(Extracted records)
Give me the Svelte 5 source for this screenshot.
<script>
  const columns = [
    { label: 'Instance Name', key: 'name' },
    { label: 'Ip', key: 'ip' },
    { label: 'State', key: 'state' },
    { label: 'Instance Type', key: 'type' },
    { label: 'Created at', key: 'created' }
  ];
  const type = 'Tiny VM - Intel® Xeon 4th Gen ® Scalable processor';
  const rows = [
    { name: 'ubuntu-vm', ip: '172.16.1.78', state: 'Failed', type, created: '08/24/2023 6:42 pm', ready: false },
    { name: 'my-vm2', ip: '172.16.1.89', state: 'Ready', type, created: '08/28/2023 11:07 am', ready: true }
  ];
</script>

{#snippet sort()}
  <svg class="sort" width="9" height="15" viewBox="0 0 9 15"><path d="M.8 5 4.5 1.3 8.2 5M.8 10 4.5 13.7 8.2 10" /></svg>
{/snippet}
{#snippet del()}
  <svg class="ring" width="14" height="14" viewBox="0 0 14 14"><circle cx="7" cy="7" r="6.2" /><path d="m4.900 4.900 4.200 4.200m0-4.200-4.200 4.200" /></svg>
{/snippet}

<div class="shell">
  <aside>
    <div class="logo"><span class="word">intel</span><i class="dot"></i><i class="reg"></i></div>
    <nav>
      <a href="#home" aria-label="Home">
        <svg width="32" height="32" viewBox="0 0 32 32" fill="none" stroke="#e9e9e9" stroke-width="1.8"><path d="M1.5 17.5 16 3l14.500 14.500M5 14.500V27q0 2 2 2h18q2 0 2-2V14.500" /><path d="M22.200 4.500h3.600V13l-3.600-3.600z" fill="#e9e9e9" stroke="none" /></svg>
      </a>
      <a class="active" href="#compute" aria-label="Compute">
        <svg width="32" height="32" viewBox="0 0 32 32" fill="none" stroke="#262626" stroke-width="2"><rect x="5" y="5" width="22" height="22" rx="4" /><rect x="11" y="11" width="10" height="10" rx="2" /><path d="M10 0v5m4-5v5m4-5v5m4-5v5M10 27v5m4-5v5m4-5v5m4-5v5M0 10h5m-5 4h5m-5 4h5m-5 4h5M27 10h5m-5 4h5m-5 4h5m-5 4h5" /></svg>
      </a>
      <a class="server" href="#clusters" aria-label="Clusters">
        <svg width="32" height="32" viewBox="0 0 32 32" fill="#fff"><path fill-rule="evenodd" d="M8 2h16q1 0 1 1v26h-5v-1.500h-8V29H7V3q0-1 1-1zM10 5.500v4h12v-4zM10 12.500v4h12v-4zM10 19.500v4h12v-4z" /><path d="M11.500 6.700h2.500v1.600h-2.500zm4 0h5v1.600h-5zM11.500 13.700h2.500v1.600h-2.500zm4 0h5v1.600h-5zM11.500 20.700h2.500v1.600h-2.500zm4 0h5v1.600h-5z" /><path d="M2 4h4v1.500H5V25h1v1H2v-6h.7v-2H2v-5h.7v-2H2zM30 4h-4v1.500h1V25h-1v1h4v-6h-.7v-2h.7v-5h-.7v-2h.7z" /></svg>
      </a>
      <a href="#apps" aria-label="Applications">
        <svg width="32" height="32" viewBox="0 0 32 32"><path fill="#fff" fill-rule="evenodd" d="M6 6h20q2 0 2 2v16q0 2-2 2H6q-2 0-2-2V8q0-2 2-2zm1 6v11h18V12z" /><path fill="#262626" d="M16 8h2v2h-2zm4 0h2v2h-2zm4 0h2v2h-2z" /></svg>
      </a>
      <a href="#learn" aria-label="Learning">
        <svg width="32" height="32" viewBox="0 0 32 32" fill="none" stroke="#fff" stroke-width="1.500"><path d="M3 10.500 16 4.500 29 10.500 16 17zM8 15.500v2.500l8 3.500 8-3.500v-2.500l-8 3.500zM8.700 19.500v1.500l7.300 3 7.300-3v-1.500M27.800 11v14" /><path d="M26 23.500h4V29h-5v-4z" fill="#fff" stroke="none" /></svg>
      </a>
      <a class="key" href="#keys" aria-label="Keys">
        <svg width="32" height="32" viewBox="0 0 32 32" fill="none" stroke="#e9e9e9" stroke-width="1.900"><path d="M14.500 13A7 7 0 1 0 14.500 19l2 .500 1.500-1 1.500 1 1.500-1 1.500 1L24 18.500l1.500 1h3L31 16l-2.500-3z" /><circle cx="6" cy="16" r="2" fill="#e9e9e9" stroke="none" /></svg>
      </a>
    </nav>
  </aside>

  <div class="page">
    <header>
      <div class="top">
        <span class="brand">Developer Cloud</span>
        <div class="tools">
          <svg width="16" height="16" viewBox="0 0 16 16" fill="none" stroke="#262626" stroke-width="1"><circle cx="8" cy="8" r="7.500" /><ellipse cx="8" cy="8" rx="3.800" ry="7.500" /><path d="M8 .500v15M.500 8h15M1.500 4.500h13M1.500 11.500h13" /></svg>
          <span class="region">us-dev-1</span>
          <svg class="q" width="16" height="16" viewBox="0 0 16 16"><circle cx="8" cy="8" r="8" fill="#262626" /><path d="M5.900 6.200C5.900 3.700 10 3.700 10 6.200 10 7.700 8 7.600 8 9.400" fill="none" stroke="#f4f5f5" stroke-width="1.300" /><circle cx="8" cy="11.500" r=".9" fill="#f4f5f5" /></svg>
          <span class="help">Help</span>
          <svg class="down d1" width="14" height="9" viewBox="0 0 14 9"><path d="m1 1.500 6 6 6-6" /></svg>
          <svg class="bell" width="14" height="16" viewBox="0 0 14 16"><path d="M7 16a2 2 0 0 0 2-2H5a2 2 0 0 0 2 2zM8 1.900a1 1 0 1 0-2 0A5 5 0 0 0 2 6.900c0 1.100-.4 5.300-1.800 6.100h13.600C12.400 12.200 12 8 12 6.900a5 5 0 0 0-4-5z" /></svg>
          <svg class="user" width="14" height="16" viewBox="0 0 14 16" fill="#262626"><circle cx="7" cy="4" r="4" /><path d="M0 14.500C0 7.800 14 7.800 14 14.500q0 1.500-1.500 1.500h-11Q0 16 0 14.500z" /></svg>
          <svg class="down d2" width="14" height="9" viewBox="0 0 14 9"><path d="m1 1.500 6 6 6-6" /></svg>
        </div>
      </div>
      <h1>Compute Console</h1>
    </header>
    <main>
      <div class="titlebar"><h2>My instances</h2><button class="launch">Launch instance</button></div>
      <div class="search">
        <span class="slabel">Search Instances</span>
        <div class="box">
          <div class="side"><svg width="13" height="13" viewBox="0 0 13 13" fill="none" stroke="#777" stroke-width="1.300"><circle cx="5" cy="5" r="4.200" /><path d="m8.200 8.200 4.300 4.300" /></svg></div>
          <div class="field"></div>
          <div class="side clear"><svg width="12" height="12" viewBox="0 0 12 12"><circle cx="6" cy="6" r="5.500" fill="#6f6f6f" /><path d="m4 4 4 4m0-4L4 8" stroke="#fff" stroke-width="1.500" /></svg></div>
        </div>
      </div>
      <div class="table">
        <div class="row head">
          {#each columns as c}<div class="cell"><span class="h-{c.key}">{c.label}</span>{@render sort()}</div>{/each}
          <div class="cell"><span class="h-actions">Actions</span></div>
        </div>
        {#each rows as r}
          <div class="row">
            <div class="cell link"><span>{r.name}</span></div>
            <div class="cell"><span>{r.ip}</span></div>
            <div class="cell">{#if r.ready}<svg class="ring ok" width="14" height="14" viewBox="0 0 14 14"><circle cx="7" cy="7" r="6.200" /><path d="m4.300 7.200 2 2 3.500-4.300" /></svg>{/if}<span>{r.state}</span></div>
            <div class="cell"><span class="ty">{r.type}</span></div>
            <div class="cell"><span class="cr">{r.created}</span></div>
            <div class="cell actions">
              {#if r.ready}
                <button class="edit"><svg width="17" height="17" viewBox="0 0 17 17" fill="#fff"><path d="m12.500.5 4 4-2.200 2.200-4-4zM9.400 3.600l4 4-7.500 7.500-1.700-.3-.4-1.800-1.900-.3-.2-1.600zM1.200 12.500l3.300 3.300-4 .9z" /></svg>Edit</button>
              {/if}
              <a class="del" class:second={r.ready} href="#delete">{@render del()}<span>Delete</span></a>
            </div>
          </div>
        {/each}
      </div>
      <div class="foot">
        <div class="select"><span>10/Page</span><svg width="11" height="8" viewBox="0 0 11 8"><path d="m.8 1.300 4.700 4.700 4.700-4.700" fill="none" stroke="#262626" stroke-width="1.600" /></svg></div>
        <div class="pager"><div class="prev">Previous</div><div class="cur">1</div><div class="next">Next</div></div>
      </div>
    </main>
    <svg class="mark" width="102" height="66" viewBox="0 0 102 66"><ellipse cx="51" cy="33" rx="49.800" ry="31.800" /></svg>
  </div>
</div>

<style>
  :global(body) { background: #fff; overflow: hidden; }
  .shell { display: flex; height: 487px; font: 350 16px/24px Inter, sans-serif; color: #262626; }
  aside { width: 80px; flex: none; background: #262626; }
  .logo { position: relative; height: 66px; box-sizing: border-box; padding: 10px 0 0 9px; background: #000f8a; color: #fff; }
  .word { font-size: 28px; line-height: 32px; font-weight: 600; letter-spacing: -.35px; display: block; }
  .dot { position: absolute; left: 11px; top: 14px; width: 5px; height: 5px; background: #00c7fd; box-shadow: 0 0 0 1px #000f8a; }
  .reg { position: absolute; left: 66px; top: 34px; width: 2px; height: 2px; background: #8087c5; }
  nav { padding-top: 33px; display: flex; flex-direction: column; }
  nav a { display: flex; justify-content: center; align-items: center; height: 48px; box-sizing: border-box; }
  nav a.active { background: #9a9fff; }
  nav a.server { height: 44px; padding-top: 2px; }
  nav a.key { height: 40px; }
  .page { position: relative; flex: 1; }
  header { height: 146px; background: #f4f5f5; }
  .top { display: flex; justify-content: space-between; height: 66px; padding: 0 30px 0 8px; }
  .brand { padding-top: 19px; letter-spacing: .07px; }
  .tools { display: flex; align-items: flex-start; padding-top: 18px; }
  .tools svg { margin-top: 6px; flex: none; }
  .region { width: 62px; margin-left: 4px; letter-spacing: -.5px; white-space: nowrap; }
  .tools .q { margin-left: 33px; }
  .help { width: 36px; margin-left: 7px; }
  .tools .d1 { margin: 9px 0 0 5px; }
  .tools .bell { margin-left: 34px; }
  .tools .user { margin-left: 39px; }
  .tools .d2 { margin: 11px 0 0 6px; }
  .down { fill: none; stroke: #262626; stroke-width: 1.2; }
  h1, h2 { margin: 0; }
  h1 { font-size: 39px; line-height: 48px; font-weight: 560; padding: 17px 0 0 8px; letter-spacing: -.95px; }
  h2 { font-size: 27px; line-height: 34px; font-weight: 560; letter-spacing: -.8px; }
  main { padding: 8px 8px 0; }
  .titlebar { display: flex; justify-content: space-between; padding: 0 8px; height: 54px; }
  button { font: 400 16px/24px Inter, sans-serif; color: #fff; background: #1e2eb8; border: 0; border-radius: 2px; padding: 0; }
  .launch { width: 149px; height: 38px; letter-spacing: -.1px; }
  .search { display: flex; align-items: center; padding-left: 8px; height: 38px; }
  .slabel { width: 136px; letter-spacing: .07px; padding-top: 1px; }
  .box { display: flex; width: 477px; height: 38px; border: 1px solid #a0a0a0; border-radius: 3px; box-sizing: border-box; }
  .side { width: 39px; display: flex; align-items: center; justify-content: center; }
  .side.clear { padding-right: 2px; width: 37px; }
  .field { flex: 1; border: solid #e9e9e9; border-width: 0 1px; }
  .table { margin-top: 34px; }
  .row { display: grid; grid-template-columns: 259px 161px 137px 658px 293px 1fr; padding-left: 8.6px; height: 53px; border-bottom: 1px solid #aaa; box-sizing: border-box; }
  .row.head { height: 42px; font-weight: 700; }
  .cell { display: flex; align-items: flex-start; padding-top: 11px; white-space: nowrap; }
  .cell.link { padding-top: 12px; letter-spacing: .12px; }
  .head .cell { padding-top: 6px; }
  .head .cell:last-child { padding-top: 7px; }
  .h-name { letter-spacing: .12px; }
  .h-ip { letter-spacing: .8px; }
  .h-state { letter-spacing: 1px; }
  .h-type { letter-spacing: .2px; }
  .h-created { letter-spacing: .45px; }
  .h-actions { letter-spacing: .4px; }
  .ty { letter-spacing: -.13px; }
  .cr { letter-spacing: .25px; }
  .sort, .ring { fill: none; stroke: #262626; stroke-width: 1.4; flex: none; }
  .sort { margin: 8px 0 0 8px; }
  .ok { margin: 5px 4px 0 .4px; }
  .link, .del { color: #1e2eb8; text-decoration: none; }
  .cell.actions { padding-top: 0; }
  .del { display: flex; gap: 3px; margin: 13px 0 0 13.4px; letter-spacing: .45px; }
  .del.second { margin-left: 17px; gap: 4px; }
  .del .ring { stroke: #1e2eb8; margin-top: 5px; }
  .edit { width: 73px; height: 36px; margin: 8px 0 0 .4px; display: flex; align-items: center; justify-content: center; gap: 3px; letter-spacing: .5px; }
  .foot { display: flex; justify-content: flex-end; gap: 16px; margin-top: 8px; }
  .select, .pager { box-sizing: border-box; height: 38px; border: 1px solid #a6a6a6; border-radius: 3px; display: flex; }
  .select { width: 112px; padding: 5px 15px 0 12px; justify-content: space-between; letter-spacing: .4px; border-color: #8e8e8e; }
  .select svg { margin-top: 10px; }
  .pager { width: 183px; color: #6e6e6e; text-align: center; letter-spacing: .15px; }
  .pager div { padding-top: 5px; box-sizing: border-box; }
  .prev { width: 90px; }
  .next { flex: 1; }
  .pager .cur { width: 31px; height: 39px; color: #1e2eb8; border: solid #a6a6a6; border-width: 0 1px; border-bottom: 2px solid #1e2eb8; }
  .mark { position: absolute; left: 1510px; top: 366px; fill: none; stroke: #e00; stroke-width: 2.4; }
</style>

---

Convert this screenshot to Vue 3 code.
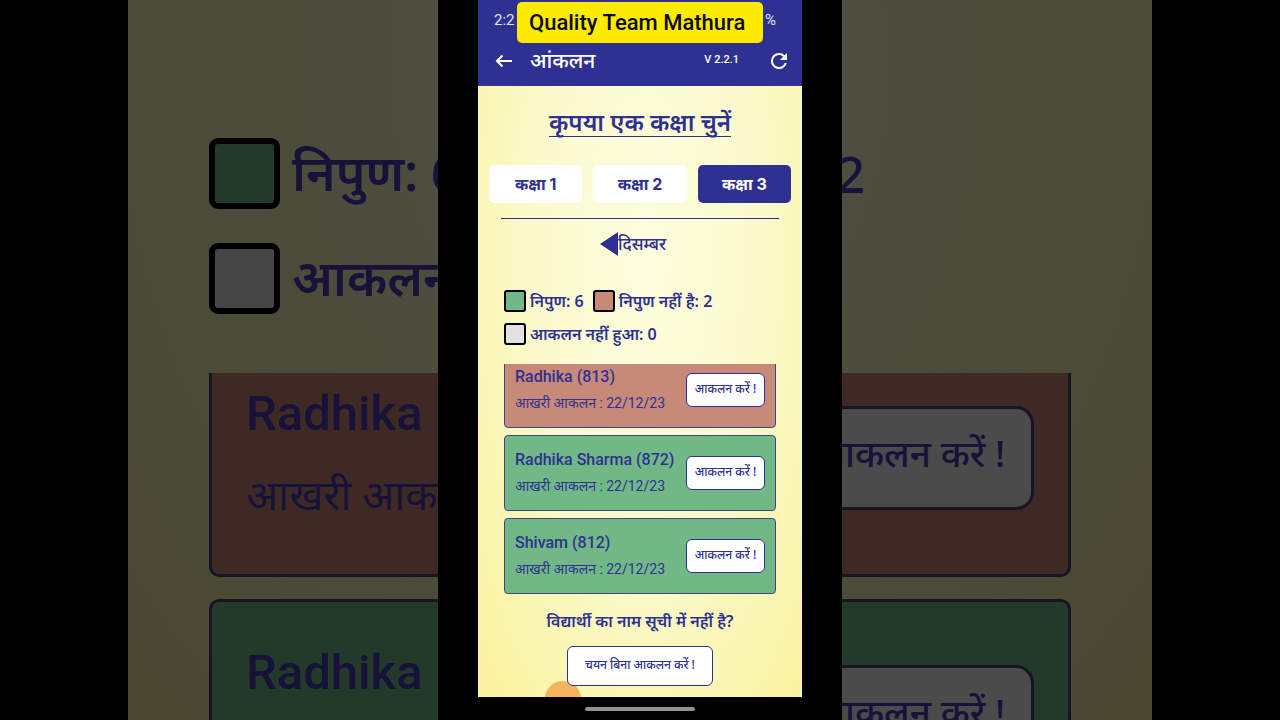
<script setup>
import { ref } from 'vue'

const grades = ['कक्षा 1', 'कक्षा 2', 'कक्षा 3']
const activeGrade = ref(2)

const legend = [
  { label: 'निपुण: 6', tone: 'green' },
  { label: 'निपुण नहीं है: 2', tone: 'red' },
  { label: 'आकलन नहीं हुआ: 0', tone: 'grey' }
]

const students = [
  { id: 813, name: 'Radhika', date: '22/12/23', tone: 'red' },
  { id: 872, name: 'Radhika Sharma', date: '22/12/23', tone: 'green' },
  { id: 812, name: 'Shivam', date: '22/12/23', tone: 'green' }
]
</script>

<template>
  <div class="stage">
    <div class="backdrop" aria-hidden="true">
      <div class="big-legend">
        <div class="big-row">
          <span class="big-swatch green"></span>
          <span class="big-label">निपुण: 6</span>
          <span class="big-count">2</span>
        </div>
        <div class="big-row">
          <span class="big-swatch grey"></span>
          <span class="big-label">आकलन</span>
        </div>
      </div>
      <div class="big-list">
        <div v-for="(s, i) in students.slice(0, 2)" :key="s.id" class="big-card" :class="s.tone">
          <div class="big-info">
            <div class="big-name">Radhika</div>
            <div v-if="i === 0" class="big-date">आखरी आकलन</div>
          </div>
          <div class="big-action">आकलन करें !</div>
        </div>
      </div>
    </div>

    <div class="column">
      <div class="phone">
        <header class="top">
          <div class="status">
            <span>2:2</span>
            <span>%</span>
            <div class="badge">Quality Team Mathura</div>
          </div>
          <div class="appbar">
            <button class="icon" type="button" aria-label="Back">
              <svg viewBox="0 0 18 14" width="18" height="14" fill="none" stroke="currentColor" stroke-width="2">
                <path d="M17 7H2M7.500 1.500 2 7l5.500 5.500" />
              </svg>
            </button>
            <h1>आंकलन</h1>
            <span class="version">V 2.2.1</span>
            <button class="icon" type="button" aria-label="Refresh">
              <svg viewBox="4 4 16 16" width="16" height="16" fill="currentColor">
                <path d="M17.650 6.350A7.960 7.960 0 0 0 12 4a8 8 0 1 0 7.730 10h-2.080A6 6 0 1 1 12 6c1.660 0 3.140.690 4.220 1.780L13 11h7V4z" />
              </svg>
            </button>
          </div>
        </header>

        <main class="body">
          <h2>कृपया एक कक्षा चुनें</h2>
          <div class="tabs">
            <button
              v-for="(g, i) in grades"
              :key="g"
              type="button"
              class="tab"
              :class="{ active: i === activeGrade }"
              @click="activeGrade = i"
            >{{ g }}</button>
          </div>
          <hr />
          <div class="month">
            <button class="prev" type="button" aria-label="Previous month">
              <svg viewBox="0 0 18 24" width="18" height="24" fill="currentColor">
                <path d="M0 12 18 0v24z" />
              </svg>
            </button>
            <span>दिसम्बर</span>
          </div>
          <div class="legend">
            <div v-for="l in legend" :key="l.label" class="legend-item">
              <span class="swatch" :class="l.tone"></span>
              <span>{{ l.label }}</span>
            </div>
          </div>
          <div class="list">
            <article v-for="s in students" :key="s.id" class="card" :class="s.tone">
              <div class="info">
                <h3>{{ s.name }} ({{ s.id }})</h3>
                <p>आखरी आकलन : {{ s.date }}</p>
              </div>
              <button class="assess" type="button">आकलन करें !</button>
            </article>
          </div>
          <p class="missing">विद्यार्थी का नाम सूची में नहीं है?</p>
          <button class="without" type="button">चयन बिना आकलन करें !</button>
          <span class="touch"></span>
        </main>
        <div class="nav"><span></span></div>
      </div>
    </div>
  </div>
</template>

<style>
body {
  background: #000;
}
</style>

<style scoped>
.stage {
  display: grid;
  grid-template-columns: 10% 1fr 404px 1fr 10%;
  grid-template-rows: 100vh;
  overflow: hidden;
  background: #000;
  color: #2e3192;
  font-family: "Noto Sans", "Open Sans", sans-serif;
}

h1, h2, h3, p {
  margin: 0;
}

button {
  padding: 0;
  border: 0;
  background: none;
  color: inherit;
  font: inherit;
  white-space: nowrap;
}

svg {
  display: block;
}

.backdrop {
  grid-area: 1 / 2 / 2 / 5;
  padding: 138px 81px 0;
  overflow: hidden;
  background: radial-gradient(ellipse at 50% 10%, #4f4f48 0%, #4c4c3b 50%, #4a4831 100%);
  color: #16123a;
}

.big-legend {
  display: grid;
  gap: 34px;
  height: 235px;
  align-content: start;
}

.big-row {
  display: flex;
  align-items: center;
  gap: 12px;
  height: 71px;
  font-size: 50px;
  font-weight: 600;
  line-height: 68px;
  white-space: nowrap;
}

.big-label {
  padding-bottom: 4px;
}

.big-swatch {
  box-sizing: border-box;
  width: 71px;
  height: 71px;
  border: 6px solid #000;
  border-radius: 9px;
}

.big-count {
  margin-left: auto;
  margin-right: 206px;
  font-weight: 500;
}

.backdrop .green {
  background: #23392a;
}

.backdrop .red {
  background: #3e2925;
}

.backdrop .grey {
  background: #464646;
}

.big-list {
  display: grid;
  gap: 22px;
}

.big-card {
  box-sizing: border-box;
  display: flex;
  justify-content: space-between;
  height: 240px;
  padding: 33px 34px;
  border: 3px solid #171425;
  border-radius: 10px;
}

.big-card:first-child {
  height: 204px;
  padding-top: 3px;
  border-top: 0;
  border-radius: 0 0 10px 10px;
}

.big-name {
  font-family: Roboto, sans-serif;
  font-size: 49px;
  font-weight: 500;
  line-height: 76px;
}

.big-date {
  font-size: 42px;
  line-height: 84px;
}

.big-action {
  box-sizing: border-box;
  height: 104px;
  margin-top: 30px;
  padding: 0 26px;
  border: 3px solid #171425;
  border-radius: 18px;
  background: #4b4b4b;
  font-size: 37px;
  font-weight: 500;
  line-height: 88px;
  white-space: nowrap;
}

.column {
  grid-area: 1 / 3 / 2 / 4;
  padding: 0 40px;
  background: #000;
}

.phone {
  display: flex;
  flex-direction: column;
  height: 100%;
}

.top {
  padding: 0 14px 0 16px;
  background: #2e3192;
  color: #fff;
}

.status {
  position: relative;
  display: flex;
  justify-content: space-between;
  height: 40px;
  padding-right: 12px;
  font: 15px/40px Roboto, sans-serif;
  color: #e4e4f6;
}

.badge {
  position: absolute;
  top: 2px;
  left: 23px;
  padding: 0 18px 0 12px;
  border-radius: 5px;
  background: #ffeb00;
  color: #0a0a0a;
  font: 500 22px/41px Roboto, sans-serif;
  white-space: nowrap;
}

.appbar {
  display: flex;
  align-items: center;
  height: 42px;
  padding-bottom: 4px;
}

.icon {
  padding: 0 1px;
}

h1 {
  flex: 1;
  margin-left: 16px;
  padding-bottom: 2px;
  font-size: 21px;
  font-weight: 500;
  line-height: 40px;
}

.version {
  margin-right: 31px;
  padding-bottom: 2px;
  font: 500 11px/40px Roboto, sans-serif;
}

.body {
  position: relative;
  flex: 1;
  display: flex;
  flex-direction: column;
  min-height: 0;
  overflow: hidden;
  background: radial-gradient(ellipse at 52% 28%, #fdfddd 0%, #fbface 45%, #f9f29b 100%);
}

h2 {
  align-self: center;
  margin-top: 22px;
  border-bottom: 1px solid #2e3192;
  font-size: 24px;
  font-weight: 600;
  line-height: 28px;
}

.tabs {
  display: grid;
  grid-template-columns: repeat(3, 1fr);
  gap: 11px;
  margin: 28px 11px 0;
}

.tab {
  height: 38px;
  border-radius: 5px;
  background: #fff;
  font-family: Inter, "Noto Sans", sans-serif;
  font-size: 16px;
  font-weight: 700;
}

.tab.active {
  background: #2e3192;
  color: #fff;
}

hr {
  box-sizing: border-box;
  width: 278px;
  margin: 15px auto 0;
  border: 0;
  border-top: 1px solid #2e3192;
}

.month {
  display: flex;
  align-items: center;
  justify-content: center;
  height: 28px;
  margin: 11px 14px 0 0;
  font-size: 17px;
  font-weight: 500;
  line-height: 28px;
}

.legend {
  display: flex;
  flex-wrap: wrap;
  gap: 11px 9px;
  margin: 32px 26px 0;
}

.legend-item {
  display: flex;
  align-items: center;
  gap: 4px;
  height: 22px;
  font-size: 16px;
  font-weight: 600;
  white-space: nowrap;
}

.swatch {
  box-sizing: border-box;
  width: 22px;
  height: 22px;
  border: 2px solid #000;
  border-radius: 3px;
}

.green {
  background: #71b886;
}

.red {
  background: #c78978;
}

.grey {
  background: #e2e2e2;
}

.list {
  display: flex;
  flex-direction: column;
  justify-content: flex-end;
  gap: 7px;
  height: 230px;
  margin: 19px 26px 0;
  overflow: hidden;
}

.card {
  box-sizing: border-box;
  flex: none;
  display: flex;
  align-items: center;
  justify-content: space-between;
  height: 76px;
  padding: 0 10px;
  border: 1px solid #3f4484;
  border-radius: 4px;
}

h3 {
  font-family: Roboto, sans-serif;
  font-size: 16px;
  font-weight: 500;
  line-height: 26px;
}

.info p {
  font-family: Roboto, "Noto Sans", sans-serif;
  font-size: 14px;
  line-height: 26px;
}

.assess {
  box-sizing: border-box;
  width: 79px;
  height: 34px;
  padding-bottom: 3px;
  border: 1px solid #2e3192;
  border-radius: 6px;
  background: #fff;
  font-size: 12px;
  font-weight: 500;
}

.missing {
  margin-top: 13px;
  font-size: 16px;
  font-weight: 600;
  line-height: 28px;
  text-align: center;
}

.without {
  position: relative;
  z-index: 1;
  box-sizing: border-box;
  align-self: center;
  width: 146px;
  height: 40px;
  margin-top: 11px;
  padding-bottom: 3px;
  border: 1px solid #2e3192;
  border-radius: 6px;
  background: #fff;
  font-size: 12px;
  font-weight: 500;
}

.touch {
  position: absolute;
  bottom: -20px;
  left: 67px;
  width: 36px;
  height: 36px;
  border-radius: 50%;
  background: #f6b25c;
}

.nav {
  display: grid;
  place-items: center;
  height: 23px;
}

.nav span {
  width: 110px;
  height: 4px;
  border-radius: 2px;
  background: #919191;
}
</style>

#### Required work:
Look through the entries and return every line where "this" appears.

#### Response:
Give me the Svelte 5 source for this screenshot.
Convert this screenshot to Vue 3 code.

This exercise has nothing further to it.